For the past six years I’ve been working as a handyman in south-east London.  I’m my own boss, I’m generally in a different work space every day, I get to cycle to work – from Bermondsey to Penge and all SE points in between – I work at my own discretion leaving time for school runs and finishing my MA and, best of all, I get to meet some very interesting people.

Some of these people I will write about in future postings.

When I enter a client’s home for the first time, there’s always that brief moment of awkward examination in which I, standing in front of the still-open door, am given the quick once-over.  Her eyes (it’s usually a ‘her’) send out laser-like beams that scan me from my bald head to my cheap hiking boots, reflecting off my bike helmet and high-viz cycling jacket, glancing at my weathered bag of handyman tools before concluding that I must be somewhat trustworthy.  I maintain the smile on my face until the mental probing is complete, after which I am nearly always offered a complimentary cup of tea.

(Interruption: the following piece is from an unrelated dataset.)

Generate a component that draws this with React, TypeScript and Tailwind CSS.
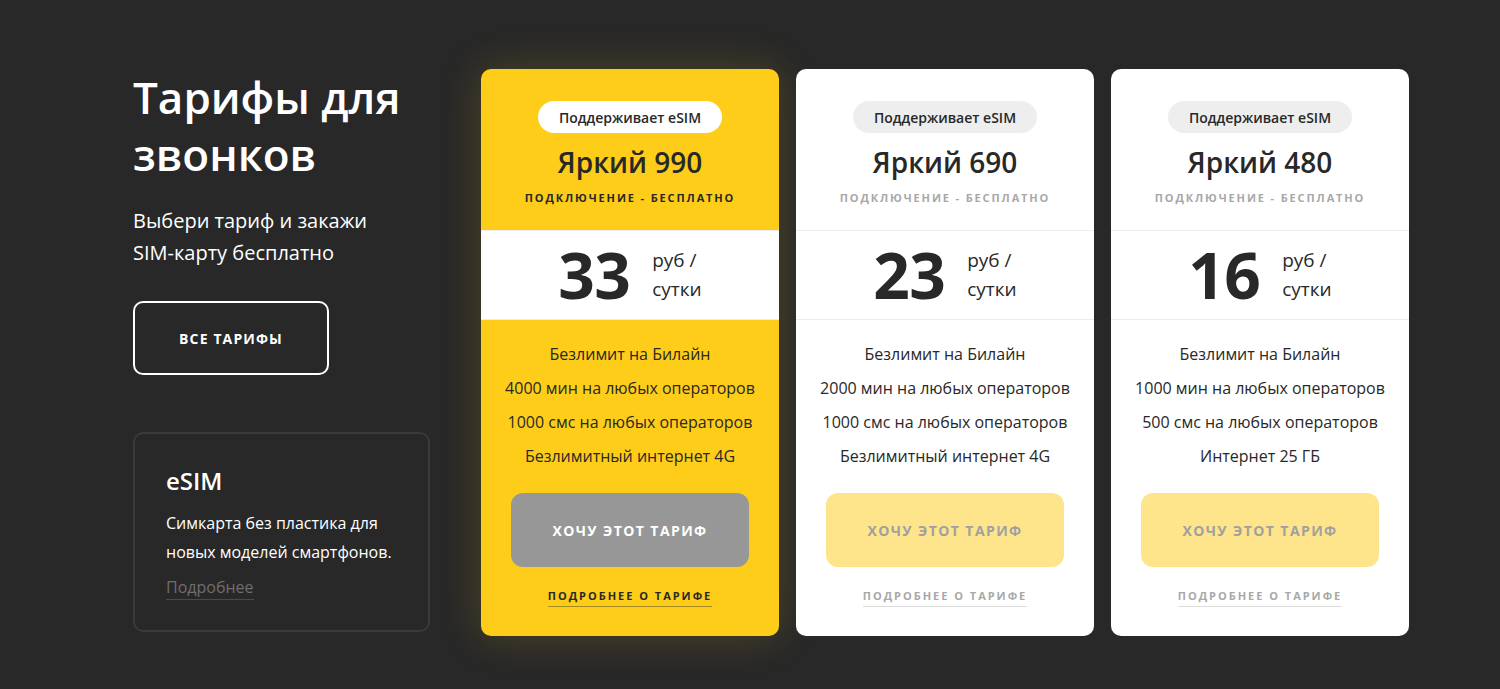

With hot cuppa in hand I’m typically taken through the house, guided as if the client has resigned herself to the realisation that the top-secret activities that occur under her roof are somehow about to be revealed to this tall, smiling stranger.  I follow as she points out, room by room, all of the various jobs that require repair, renovation, alteration, assembly, mounting, hanging or any other item on her list that falls within the jurisdiction of my skills.

It’s about now that I begin to feel like a bit of a trespasser.  How easy it was, I think to myself, to enter this person’s home and almost immediately gain her trust.  I consider the possibility that her need for my services must have been so desperate as to welcome the first capable volunteer into her home no-questions-asked.  Indeed as I entertain this thought, she commonly makes some malignant remark about her husband’s lack of proficiency around the family toolbox.  Sometimes, even before my tea is cold, she’ll hand over her spare set of house keys and head out to her nondescript office job or fire up the pram to attend the nearest Mom-and-Baby oestrogen-fest.

So there I am, alone in a stranger’s house, moving freely, tools in hand and the iPod on shuffle.  And I go about my business knowing I have the confidence of my employer-of-the-day.  Not that I’d ever do anything untoward; I never snoop, pry, meddle or enter any room I hadn’t been invited into.  Still, this is my office, at least for today.

Often she will stick around while I work.  She doesn’t hover, exactly, but she does find it useful to make herself available, ensuring, for example, I hang the mirror another half-inch to the left or adding at the last minute, ‘While you’re here, could you just …’

It very quickly becomes a symbiotic relationship, one in which both parties recognise the unique dynamic.  She’s just granted me entry into some of the most intimate corners of her home and I acknowledge her trust by carrying out my work with care.  Although I never quite have the heart to tell her I’m not really a big fan of tea.